**Work instructions:** List, from the lines below, each one with "index" in it.

**Supplied material:**
***
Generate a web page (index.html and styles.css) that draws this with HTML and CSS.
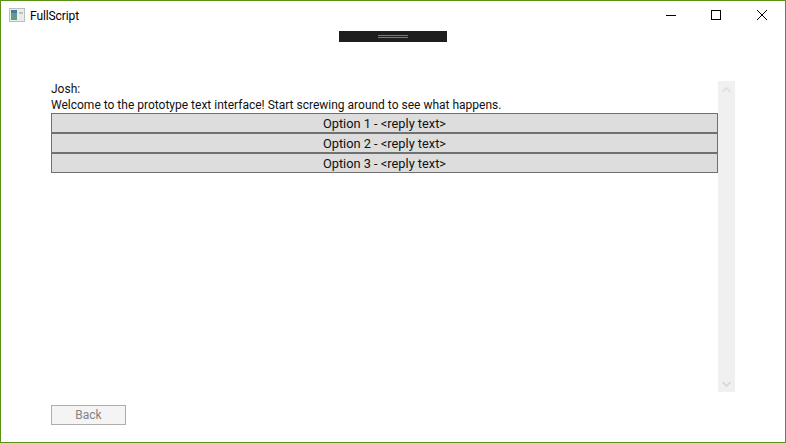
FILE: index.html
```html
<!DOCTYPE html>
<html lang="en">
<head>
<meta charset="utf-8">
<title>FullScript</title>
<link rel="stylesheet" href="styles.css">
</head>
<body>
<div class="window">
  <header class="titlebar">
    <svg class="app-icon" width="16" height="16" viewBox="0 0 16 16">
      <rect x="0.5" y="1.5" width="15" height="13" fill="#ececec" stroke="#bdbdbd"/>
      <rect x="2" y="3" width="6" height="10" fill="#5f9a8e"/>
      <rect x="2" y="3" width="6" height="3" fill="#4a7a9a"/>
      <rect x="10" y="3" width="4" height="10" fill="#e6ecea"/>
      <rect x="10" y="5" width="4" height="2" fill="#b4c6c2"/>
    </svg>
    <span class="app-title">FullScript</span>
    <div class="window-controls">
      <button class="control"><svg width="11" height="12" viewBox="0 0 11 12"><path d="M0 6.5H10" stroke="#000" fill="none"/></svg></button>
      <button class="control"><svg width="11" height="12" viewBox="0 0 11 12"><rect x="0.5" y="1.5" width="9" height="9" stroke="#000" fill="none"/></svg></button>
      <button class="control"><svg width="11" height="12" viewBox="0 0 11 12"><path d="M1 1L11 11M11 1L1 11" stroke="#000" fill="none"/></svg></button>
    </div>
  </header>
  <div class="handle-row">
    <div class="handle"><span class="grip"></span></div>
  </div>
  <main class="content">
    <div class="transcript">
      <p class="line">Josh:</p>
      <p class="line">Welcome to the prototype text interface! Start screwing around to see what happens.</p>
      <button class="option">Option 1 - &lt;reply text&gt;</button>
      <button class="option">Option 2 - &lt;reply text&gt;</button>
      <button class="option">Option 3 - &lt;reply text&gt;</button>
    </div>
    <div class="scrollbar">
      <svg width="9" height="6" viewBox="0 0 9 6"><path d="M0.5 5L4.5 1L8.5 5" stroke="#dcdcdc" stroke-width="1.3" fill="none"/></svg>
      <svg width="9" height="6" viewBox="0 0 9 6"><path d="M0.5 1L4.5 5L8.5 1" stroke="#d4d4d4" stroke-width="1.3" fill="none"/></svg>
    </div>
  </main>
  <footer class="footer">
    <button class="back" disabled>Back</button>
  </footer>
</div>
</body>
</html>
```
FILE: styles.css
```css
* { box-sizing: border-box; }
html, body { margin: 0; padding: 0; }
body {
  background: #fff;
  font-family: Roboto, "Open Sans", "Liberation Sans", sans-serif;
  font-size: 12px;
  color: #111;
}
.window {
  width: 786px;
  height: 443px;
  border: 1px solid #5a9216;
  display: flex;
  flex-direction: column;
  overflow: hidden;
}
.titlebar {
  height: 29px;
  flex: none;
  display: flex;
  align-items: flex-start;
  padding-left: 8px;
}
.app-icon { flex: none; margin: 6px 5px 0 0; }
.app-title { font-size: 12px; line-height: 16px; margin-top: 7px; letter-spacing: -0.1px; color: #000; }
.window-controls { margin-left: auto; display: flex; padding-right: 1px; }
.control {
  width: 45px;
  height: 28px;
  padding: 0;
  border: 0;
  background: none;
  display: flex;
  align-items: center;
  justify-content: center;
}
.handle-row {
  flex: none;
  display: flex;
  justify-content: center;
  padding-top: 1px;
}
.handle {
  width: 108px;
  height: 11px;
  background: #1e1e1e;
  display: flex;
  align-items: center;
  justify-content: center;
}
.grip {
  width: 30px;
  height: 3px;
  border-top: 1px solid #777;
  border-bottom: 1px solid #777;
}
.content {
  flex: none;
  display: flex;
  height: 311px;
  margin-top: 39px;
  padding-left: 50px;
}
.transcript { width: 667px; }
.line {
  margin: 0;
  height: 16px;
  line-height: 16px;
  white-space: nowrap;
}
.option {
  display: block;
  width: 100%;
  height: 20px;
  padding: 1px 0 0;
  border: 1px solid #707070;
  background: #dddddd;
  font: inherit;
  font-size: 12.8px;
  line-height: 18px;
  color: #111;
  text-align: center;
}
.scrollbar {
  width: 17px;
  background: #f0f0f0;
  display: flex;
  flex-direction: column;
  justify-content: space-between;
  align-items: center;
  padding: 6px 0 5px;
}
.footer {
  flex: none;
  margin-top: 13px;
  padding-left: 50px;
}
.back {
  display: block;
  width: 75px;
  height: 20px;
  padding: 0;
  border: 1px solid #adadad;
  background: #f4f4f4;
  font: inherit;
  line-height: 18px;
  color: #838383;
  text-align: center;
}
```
***
**Expected answer:**
Generate a web page (index.html and styles.css) that draws this with HTML and CSS.
FILE: index.html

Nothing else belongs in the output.